I, as well as many others, have been clamoring for the Browns to finally stop over-thinking the draft process and take defensive end Myles Garrett No.1 overall in a couple weeks. Cleveland lacks talent across the board, therefore the concept of “pick the best player with the top pick” shouldn’t be too hard to comprehend.

Yet, I’ve also spent the past few weeks fearing the Browns will once again add to their history of draft blunders.
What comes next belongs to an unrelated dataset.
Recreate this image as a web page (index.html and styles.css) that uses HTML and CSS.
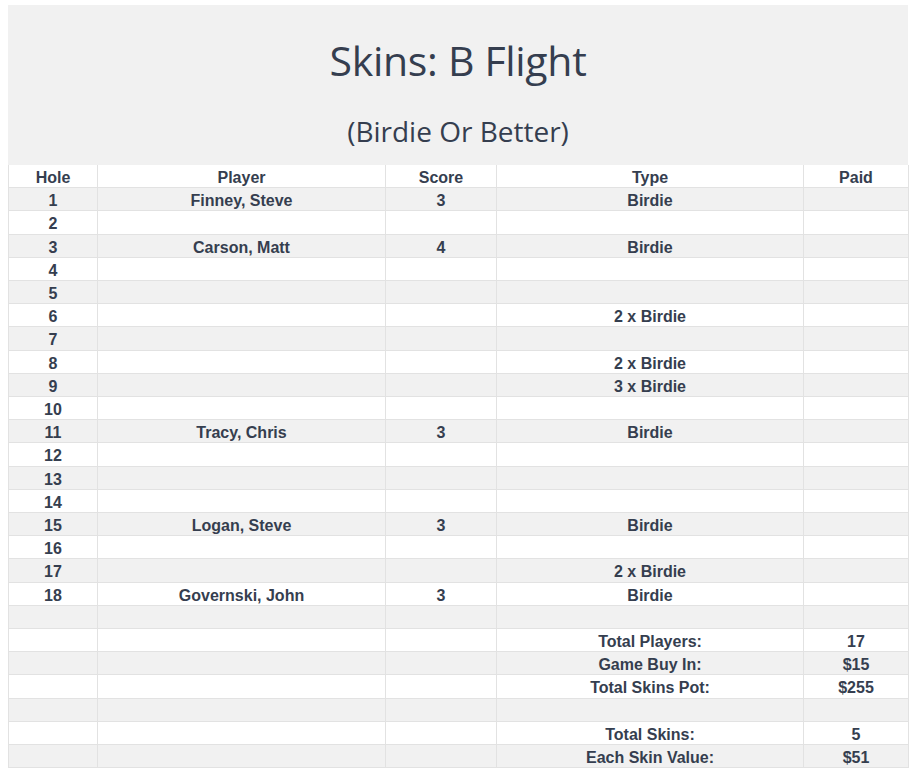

Despite numerous writers, both national and local, insisting you can pencil Garrett in as Cleveland’s top pick, I just won’t believe it until his name is called on draft night.

If you’re wondering why I won’t accept the idea of Garrett being a Brown until he’s holding up the jersey, look no further than the update we received last night from ESPN’s Adam Schefter, who set Twitter ablaze with just two tweets.

First, Schefter claimed to be told by an NFL exec “Don’t be surprised if Myles Garrett isn’t the No. 1 pick.” This obviously set off alarms within Cleveland’s fan-base. Schefter then added context, claiming the Browns’ front office is split, with some wanting Garrett and others wanting quarterback Mitch Trubisky.

If this is indeed an argument being had within the Browns’ draft war room, it should be pretty simple to come to a conclusion. Garrett is worth the No.1 overall pick, Trubisky is not.

This shouldn’t be read as any sort of dig on the former UNC quarterback. He’s certainly talented, with many claiming he’s the best available QB in this year’s class. Nothing he’s done in the pre-draft process has dissuaded any of this belief.

He’s just not someone who should be considered going first overall.

Just as none of the positives about Trubisky have changed, neither have any of his red flags. He still only has one season of college ball under his belt. He’s still seen as raw. He still isn’t viewed by anyone as a player who can start right away.

Knowing this, it’s difficult to see Trubisky as someone worthy of the top pick in the draft. The No.1 selection needs to be utilized on the player who’s considered a sure-thing, a true can’t-miss prospect. While Garrett certainly fits this bill, Trubisky doesn’t.

Consider, too, what taking Trubisky first overall would say about the front office’s QB evaluating skills.

We’re a year removed from the team being skewered for passing on Carson Wentz and claiming he wasn’t a top 20 quarterback. To spend the top overall pick on Trubisky, who’s seen as a reach at No.1, is telling the NFL world the Browns feel as though he’ll be far more successful than Wentz. While the Philadelphia Eagles QB had an up-and-down rookie season, he certainly looks as though he has a solid career ahead of him.

It’s a lot of pressure to put on both Trubisky and the team itself, especially noting the fact many feel as though Cleveland screwed up in passing on Wentz.

Of course, there’s a chance this latest rumor is a smokescreen, a way to keep everyone on their toes due to the fact numerous reports claim Garrett going first overall is a near-certainty. For the Browns’ sake, I hope this is the case. A team which has spent the past few decades making a litany of laughable draft picks is in no position to make a questionable call at No.1.

If this isn’t smoke and mirrors, though, if Cleveland ends up taking Trubisky first overall and he excels, I’ll more than happily eat crow on this claim.

However, every write-up on the former Tar Heel lists him as the best available quarterback who’s also a raw prospect who won’t be ready to help early in the 2017 season, if at all.

Read that and convince me he’s also worth the first overall pick.